● **WHAT YOU NEED TO DO**
Lines containing the string "index" are to be collected in full.
....................
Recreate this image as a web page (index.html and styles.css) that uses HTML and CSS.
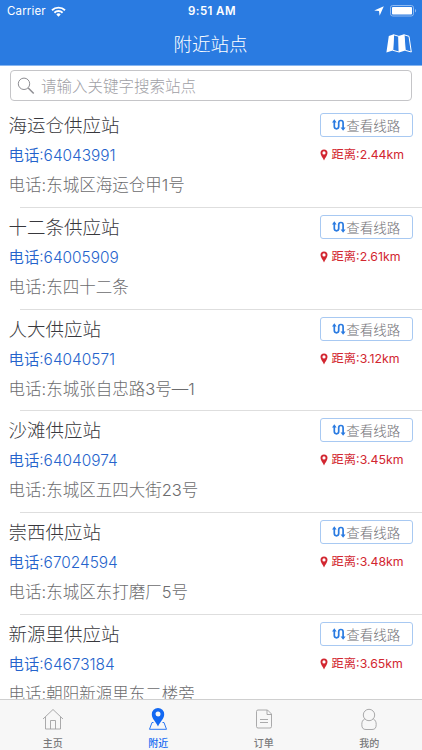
FILE: index.html
```
<!DOCTYPE html>
<html lang="zh-CN">
<head>
<meta charset="utf-8">
<title>附近站点</title>
<link rel="stylesheet" href="styles.css">
</head>
<body>
<svg class="defs" width="0" height="0" aria-hidden="true">
  <symbol id="route" viewBox="0 0 14 12">
    <path d="M2.300 2v5.600a2.200 2.200 0 0 0 4.400 0V3.700a2.200 2.200 0 0 1 4.400 0V9.500" fill="none" stroke="currentColor" stroke-width="1.700"/>
    <path d="M0 3.600 2.300.3l2.300 3.300zM8.600 8.400h5l-2.500 3.400z" fill="currentColor"/>
  </symbol>
  <symbol id="pin" viewBox="0 0 8 12">
    <path fill="currentColor" fill-rule="evenodd" d="M4 .5A3.500 3.500 0 0 0 .5 4C.5 6.400 3 9 4 11.500 5 9 7.500 6.400 7.500 4A3.500 3.500 0 0 0 4 .5zM4 2.300a1.600 1.600 0 1 1 0 3.200 1.600 1.600 0 0 1 0-3.200z"/>
  </symbol>
</svg>
<div class="app">
  <header class="header">
    <div class="status">
      <div class="status-left">
        <span class="carrier">Carrier</span>
        <svg width="15" height="11" viewBox="0 0 15 11" fill="none" stroke="#fff" stroke-width="1.900">
          <path d="M1 4.300a9.300 9.300 0 0 1 13 0M3.400 6.700a5.900 5.900 0 0 1 8.200 0"/>
          <path d="M5.300 8.400a3.200 3.200 0 0 1 4.400 0L7.500 10.700z" fill="#fff" stroke="none"/>
        </svg>
      </div>
      <span class="time">9:51 AM</span>
      <div class="status-right">
        <svg width="10" height="10" viewBox="0 0 10 10"><path d="M9.800.2 5.600 9.800 5 5.100.2 4.600z" fill="#fff"/></svg>
        <svg width="27" height="12" viewBox="0 0 27 12">
          <rect x=".5" y=".5" width="23" height="10.500" rx="2.200" fill="none" stroke="#8fbaf1"/>
          <rect x="2" y="2" width="20" height="7.500" rx=".8" fill="#fff"/>
          <path d="M25 4c1.500.5 1.500 3 0 3.500z" fill="#8fbaf1"/>
        </svg>
      </div>
    </div>
    <div class="nav">
      <h1 class="nav-title">附近站点</h1>
      <svg class="map-icon" width="26" height="19" viewBox="0 0 26 19">
        <path d="M2.800 2 7.800.3 6.800 16.600.4 18.600zM12.500 2l5.600-1.700 1.200 16.300-6.300 2z" fill="#fff"/>
        <path d="M7.600.8l5.200 1.500.3 15.700-6.300-1.700zM18 .8l5 1.500 2.300 15.700-6.100-1.700z" fill="none" stroke="#fff" stroke-width="1"/>
      </svg>
    </div>
  </header>

  <div class="search">
    <svg width="18" height="18" viewBox="0 0 18 18" fill="none" stroke="#8e8e93"><circle cx="7" cy="6.800" r="5.700"/><path d="m11.200 11 5.500 5.500" stroke-width="1.500"/></svg>
    <span>请输入关键字搜索站点</span>
  </div>

  <main class="list">
    <section class="station">
      <div class="info"><h2>海运仓供应站</h2><p class="phone">电话:64043991</p><p class="address">电话:东城区海运仓甲1号</p></div>
      <div class="side"><button class="line"><svg><use href="#route"/></svg>查看线路</button><p class="distance"><svg><use href="#pin"/></svg>距离:2.44km</p></div>
    </section>
    <section class="station">
      <div class="info"><h2>十二条供应站</h2><p class="phone">电话:64005909</p><p class="address">电话:东四十二条</p></div>
      <div class="side"><button class="line"><svg><use href="#route"/></svg>查看线路</button><p class="distance"><svg><use href="#pin"/></svg>距离:2.61km</p></div>
    </section>
    <section class="station">
      <div class="info"><h2>人大供应站</h2><p class="phone">电话:64040571</p><p class="address">电话:东城张自忠路3号—1</p></div>
      <div class="side"><button class="line"><svg><use href="#route"/></svg>查看线路</button><p class="distance"><svg><use href="#pin"/></svg>距离:3.12km</p></div>
    </section>
    <section class="station">
      <div class="info"><h2>沙滩供应站</h2><p class="phone">电话:64040974</p><p class="address">电话:东城区五四大街23号</p></div>
      <div class="side"><button class="line"><svg><use href="#route"/></svg>查看线路</button><p class="distance"><svg><use href="#pin"/></svg>距离:3.45km</p></div>
    </section>
    <section class="station">
      <div class="info"><h2>崇西供应站</h2><p class="phone">电话:67024594</p><p class="address">电话:东城区东打磨厂5号</p></div>
      <div class="side"><button class="line"><svg><use href="#route"/></svg>查看线路</button><p class="distance"><svg><use href="#pin"/></svg>距离:3.48km</p></div>
    </section>
    <section class="station">
      <div class="info"><h2>新源里供应站</h2><p class="phone">电话:64673184</p><p class="address">电话:朝阳新源里东二楼旁</p></div>
      <div class="side"><button class="line"><svg><use href="#route"/></svg>查看线路</button><p class="distance"><svg><use href="#pin"/></svg>距离:3.65km</p></div>
    </section>
  </main>

  <nav class="tabs">
    <a class="tab"><svg viewBox="0 0 24 24"><path d="M2 12 12 2.500 22 12M4.500 10v12h15V10M9.500 22v-8.500h5V22"/></svg><span>主页</span></a>
    <a class="tab active"><svg viewBox="0 0 24 24"><path d="M7.500 15.500H6L3.500 22.300h17L18 15.500h-1.500"/><path class="solid" fill-rule="evenodd" d="M12 1a6.200 6.200 0 0 0-6.200 6.200C5.800 12 10 14.500 12 19.500c2-5 6.200-7.500 6.200-12.300A6.200 6.200 0 0 0 12 1zm0 3.500a2.500 2.500 0 1 1 0 5 2.500 2.500 0 0 1 0-5z"/></svg><span>附近</span></a>
    <a class="tab"><svg viewBox="0 0 24 24"><path d="M6 3h9.500L19.500 7v12.500a1.500 1.500 0 0 1-1.500 1.500H6a1.500 1.500 0 0 1-1.500-1.500v-15A1.500 1.500 0 0 1 6 3zM15 3v4.500h4.500M8 12.500h8M8 15.500h8"/></svg><span>订单</span></a>
    <a class="tab"><svg viewBox="0 0 24 24"><circle cx="12" cy="8" r="5.700"/><path d="M7.700 12C5.500 13 4.800 15 4.800 17.500c0 3.500 1.200 5 4.200 5h6c3 0 4.200-1.500 4.200-5 0-2.500-.7-4.500-2.900-5.500"/></svg><span>我的</span></a>
  </nav>
</div>
</body>
</html>
```
FILE: styles.css
```
* { box-sizing: border-box; }
body {
  margin: 0;
  background: #fff;
  font-family: Inter, "Noto Sans CJK SC", sans-serif;
  font-weight: 300;
}
h1, h2, p { margin: 0; font-weight: 300; white-space: nowrap; }
svg { display: block; flex: none; }
.defs { position: absolute; }
.app { width: 422px; height: 750px; display: flex; flex-direction: column; overflow: hidden; }

.header { height: 66px; flex: none; background: #2a7be1; border-bottom: 1px solid #86b5f0; color: #fff; }
.status { height: 22px; display: grid; grid-template-columns: 1fr auto 1fr; align-items: center; padding: 0 5px 0 7px; font-size: 11.500px; }
.status-left, .status-right { display: flex; align-items: center; }
.status-left { gap: 5px; font-weight: 400; }
.carrier { letter-spacing: .15px; }
.status-right { justify-content: flex-end; gap: 6px; }
.time { font-weight: 600; letter-spacing: .4px; }
.nav { height: 43px; display: grid; grid-template-columns: 1fr auto 1fr; align-items: center; padding-right: 10px; }
.nav-title { grid-column: 2; font-size: 18.500px; line-height: 28px; padding-left: 9px; }
.map-icon { justify-self: end; }

.search { height: 31px; flex: none; margin: 4px 10px 0; border: 1px solid #c5c5c8; border-radius: 4px; display: flex; align-items: center; gap: 6px; padding-left: 6px; color: #a0a0a5; font-size: 15.500px; }
.search span { margin-top: -2px; }

.list { flex: 1; min-height: 0; overflow: hidden; padding-top: 5px; }
.station { position: relative; height: 101.800px; display: flex; justify-content: space-between; padding: 5px 9px 0 8.500px; }
.station::after { content: ""; position: absolute; left: 20px; right: 0; bottom: 0; height: 1px; background: #dedede; }
.info h2 { font-size: 18.500px; line-height: 28px; color: #38383d; }
.phone { margin-top: 2px; font-size: 15.400px; line-height: 30px; color: #2563cc; font-weight: 350; }
.address { font-size: 16.500px; line-height: 29px; color: #6c6c6e; }
.side { width: 93.500px; padding-top: 2px; }
.line { width: 93.500px; height: 24px; display: flex; align-items: center; justify-content: center; padding: 0; border: 1px solid #a8c9f2; border-radius: 3px; background: #fff; color: #727277; font: inherit; font-size: 13.500px; white-space: nowrap; }
.line svg { width: 14px; height: 12px; color: #2a7be1; }
.distance { display: flex; align-items: center; margin-top: 8px; line-height: 20px; font-size: 12.300px; font-weight: 400; color: #d22630; }
.distance svg { width: 8px; height: 12px; margin-right: 4px; }

.tabs { height: 51px; flex: none; display: grid; grid-template-columns: repeat(4, 1fr); background: #f7f7f7; border-top: 1px solid #cfcfcf; }
.tab { display: flex; flex-direction: column; align-items: center; padding-top: 7px; color: #7a7a7c; font-size: 10px; font-weight: 500; }
.tab svg { width: 24px; height: 24px; fill: none; stroke: #a0a0a2; stroke-width: .9; }
.tab span { margin-top: 5px; line-height: 15px; }
.tab.active { color: #1268f2; }
.tab.active svg { stroke: #1268f2; }
.tab .solid { fill: #1268f2; stroke: none; }
```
....................
● **ANSWER TO THIS PROBLEM**
Recreate this image as a web page (index.html and styles.css) that uses HTML and CSS.
FILE: index.html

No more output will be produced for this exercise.